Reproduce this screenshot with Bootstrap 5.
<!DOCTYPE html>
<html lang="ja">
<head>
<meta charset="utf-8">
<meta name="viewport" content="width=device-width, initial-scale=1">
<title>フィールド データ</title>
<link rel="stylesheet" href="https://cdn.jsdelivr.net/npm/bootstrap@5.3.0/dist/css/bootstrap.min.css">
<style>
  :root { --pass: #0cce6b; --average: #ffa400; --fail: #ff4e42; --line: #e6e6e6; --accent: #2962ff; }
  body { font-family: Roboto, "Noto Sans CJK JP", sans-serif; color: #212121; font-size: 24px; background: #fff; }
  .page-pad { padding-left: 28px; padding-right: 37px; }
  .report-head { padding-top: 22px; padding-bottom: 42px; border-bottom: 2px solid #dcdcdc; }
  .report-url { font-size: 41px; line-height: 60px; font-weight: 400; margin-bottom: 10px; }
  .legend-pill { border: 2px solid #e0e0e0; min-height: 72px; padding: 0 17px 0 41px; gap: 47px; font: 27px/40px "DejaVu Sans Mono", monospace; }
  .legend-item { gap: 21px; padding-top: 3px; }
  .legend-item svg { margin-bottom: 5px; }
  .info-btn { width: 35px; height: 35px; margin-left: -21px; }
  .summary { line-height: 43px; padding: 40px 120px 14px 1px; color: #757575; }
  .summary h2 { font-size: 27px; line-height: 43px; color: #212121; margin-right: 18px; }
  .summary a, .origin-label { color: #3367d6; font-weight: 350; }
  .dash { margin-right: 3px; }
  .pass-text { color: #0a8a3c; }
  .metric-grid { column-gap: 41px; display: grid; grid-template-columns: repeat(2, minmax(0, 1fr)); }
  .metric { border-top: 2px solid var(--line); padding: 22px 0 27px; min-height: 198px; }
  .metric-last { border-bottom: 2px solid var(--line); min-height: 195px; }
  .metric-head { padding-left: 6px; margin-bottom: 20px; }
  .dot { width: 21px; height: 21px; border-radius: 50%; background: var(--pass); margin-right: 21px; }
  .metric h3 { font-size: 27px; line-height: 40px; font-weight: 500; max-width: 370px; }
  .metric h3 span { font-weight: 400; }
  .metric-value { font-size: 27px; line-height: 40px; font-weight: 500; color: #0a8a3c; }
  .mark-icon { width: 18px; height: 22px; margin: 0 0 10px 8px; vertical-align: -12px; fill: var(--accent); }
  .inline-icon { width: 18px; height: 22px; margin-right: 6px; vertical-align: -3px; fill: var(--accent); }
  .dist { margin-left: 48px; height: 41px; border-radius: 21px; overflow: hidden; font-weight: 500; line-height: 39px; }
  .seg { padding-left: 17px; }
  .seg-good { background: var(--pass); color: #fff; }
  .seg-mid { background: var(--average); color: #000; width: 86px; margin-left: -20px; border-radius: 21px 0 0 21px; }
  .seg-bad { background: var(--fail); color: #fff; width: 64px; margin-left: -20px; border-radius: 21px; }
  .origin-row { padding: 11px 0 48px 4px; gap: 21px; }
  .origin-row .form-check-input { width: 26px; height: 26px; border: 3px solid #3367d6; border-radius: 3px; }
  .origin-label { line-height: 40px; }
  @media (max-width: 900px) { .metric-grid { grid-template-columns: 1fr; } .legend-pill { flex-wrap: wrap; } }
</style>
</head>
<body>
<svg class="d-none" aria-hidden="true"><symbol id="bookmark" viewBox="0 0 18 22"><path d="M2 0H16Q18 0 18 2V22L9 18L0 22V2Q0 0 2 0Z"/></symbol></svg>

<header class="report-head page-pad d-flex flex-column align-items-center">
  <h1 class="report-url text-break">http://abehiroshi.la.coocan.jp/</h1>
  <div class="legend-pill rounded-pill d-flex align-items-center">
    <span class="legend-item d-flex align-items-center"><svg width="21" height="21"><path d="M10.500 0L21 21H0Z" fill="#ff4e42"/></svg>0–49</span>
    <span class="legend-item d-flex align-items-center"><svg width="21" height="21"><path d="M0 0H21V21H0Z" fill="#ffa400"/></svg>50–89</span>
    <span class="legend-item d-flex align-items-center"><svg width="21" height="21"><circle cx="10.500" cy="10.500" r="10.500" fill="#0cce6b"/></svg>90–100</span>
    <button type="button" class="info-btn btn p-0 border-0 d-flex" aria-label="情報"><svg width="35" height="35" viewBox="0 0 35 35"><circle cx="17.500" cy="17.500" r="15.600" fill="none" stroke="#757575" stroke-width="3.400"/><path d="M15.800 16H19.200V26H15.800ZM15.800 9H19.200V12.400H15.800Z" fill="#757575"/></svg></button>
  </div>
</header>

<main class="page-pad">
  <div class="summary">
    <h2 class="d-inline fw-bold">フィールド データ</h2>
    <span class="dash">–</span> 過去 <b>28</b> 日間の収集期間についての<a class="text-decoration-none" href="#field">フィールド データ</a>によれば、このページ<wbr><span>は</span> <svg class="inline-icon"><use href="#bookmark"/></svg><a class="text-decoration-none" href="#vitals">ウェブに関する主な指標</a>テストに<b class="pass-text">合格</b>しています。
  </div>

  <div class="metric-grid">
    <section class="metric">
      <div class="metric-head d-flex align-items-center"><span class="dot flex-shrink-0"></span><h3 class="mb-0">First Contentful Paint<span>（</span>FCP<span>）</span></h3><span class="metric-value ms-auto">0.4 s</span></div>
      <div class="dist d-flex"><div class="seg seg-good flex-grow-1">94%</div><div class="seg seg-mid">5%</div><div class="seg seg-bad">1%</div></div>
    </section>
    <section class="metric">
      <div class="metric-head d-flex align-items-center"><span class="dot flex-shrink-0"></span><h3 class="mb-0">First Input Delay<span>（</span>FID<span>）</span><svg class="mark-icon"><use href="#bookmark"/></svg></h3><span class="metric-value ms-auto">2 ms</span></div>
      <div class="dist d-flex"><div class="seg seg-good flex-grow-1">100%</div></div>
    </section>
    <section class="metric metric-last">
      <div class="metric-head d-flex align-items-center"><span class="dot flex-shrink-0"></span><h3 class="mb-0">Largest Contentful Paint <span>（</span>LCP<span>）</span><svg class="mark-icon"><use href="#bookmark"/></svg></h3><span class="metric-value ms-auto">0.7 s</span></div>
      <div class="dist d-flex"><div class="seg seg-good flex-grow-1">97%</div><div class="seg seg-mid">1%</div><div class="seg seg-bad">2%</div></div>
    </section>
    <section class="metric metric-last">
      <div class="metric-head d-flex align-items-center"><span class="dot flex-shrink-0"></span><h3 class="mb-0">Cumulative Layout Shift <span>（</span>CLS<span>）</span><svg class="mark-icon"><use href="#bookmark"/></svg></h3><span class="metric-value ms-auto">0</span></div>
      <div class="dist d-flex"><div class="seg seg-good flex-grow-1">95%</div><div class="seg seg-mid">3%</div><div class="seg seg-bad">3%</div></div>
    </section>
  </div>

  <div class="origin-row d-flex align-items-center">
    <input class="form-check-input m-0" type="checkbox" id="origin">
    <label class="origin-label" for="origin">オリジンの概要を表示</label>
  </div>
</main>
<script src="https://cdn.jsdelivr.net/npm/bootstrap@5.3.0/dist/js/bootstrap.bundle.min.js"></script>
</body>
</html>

Given instruction => Reproduce the listing in full. Keep it exactly as written.

Exercise result =>
Reproduce this screenshot with Bootstrap 5.
<!DOCTYPE html>
<html lang="ja">
<head>
<meta charset="utf-8">
<meta name="viewport" content="width=device-width, initial-scale=1">
<title>フィールド データ</title>
<link rel="stylesheet" href="https://cdn.jsdelivr.net/npm/bootstrap@5.3.0/dist/css/bootstrap.min.css">
<style>
  :root { --pass: #0cce6b; --average: #ffa400; --fail: #ff4e42; --line: #e6e6e6; --accent: #2962ff; }
  body { font-family: Roboto, "Noto Sans CJK JP", sans-serif; color: #212121; font-size: 24px; background: #fff; }
  .page-pad { padding-left: 28px; padding-right: 37px; }
  .report-head { padding-top: 22px; padding-bottom: 42px; border-bottom: 2px solid #dcdcdc; }
  .report-url { font-size: 41px; line-height: 60px; font-weight: 400; margin-bottom: 10px; }
  .legend-pill { border: 2px solid #e0e0e0; min-height: 72px; padding: 0 17px 0 41px; gap: 47px; font: 27px/40px "DejaVu Sans Mono", monospace; }
  .legend-item { gap: 21px; padding-top: 3px; }
  .legend-item svg { margin-bottom: 5px; }
  .info-btn { width: 35px; height: 35px; margin-left: -21px; }
  .summary { line-height: 43px; padding: 40px 120px 14px 1px; color: #757575; }
  .summary h2 { font-size: 27px; line-height: 43px; color: #212121; margin-right: 18px; }
  .summary a, .origin-label { color: #3367d6; font-weight: 350; }
  .dash { margin-right: 3px; }
  .pass-text { color: #0a8a3c; }
  .metric-grid { column-gap: 41px; display: grid; grid-template-columns: repeat(2, minmax(0, 1fr)); }
  .metric { border-top: 2px solid var(--line); padding: 22px 0 27px; min-height: 198px; }
  .metric-last { border-bottom: 2px solid var(--line); min-height: 195px; }
  .metric-head { padding-left: 6px; margin-bottom: 20px; }
  .dot { width: 21px; height: 21px; border-radius: 50%; background: var(--pass); margin-right: 21px; }
  .metric h3 { font-size: 27px; line-height: 40px; font-weight: 500; max-width: 370px; }
  .metric h3 span { font-weight: 400; }
  .metric-value { font-size: 27px; line-height: 40px; font-weight: 500; color: #0a8a3c; }
  .mark-icon { width: 18px; height: 22px; margin: 0 0 10px 8px; vertical-align: -12px; fill: var(--accent); }
  .inline-icon { width: 18px; height: 22px; margin-right: 6px; vertical-align: -3px; fill: var(--accent); }
  .dist { margin-left: 48px; height: 41px; border-radius: 21px; overflow: hidden; font-weight: 500; line-height: 39px; }
  .seg { padding-left: 17px; }
  .seg-good { background: var(--pass); color: #fff; }
  .seg-mid { background: var(--average); color: #000; width: 86px; margin-left: -20px; border-radius: 21px 0 0 21px; }
  .seg-bad { background: var(--fail); color: #fff; width: 64px; margin-left: -20px; border-radius: 21px; }
  .origin-row { padding: 11px 0 48px 4px; gap: 21px; }
  .origin-row .form-check-input { width: 26px; height: 26px; border: 3px solid #3367d6; border-radius: 3px; }
  .origin-label { line-height: 40px; }
  @media (max-width: 900px) { .metric-grid { grid-template-columns: 1fr; } .legend-pill { flex-wrap: wrap; } }
</style>
</head>
<body>
<svg class="d-none" aria-hidden="true"><symbol id="bookmark" viewBox="0 0 18 22"><path d="M2 0H16Q18 0 18 2V22L9 18L0 22V2Q0 0 2 0Z"/></symbol></svg>

<header class="report-head page-pad d-flex flex-column align-items-center">
  <h1 class="report-url text-break">http://abehiroshi.la.coocan.jp/</h1>
  <div class="legend-pill rounded-pill d-flex align-items-center">
    <span class="legend-item d-flex align-items-center"><svg width="21" height="21"><path d="M10.500 0L21 21H0Z" fill="#ff4e42"/></svg>0–49</span>
    <span class="legend-item d-flex align-items-center"><svg width="21" height="21"><path d="M0 0H21V21H0Z" fill="#ffa400"/></svg>50–89</span>
    <span class="legend-item d-flex align-items-center"><svg width="21" height="21"><circle cx="10.500" cy="10.500" r="10.500" fill="#0cce6b"/></svg>90–100</span>
    <button type="button" class="info-btn btn p-0 border-0 d-flex" aria-label="情報"><svg width="35" height="35" viewBox="0 0 35 35"><circle cx="17.500" cy="17.500" r="15.600" fill="none" stroke="#757575" stroke-width="3.400"/><path d="M15.800 16H19.200V26H15.800ZM15.800 9H19.200V12.400H15.800Z" fill="#757575"/></svg></button>
  </div>
</header>

<main class="page-pad">
  <div class="summary">
    <h2 class="d-inline fw-bold">フィールド データ</h2>
    <span class="dash">–</span> 過去 <b>28</b> 日間の収集期間についての<a class="text-decoration-none" href="#field">フィールド データ</a>によれば、このページ<wbr><span>は</span> <svg class="inline-icon"><use href="#bookmark"/></svg><a class="text-decoration-none" href="#vitals">ウェブに関する主な指標</a>テストに<b class="pass-text">合格</b>しています。
  </div>

  <div class="metric-grid">
    <section class="metric">
      <div class="metric-head d-flex align-items-center"><span class="dot flex-shrink-0"></span><h3 class="mb-0">First Contentful Paint<span>（</span>FCP<span>）</span></h3><span class="metric-value ms-auto">0.4 s</span></div>
      <div class="dist d-flex"><div class="seg seg-good flex-grow-1">94%</div><div class="seg seg-mid">5%</div><div class="seg seg-bad">1%</div></div>
    </section>
    <section class="metric">
      <div class="metric-head d-flex align-items-center"><span class="dot flex-shrink-0"></span><h3 class="mb-0">First Input Delay<span>（</span>FID<span>）</span><svg class="mark-icon"><use href="#bookmark"/></svg></h3><span class="metric-value ms-auto">2 ms</span></div>
      <div class="dist d-flex"><div class="seg seg-good flex-grow-1">100%</div></div>
    </section>
    <section class="metric metric-last">
      <div class="metric-head d-flex align-items-center"><span class="dot flex-shrink-0"></span><h3 class="mb-0">Largest Contentful Paint <span>（</span>LCP<span>）</span><svg class="mark-icon"><use href="#bookmark"/></svg></h3><span class="metric-value ms-auto">0.7 s</span></div>
      <div class="dist d-flex"><div class="seg seg-good flex-grow-1">97%</div><div class="seg seg-mid">1%</div><div class="seg seg-bad">2%</div></div>
    </section>
    <section class="metric metric-last">
      <div class="metric-head d-flex align-items-center"><span class="dot flex-shrink-0"></span><h3 class="mb-0">Cumulative Layout Shift <span>（</span>CLS<span>）</span><svg class="mark-icon"><use href="#bookmark"/></svg></h3><span class="metric-value ms-auto">0</span></div>
      <div class="dist d-flex"><div class="seg seg-good flex-grow-1">95%</div><div class="seg seg-mid">3%</div><div class="seg seg-bad">3%</div></div>
    </section>
  </div>

  <div class="origin-row d-flex align-items-center">
    <input class="form-check-input m-0" type="checkbox" id="origin">
    <label class="origin-label" for="origin">オリジンの概要を表示</label>
  </div>
</main>
<script src="https://cdn.jsdelivr.net/npm/bootstrap@5.3.0/dist/js/bootstrap.bundle.min.js"></script>
</body>
</html>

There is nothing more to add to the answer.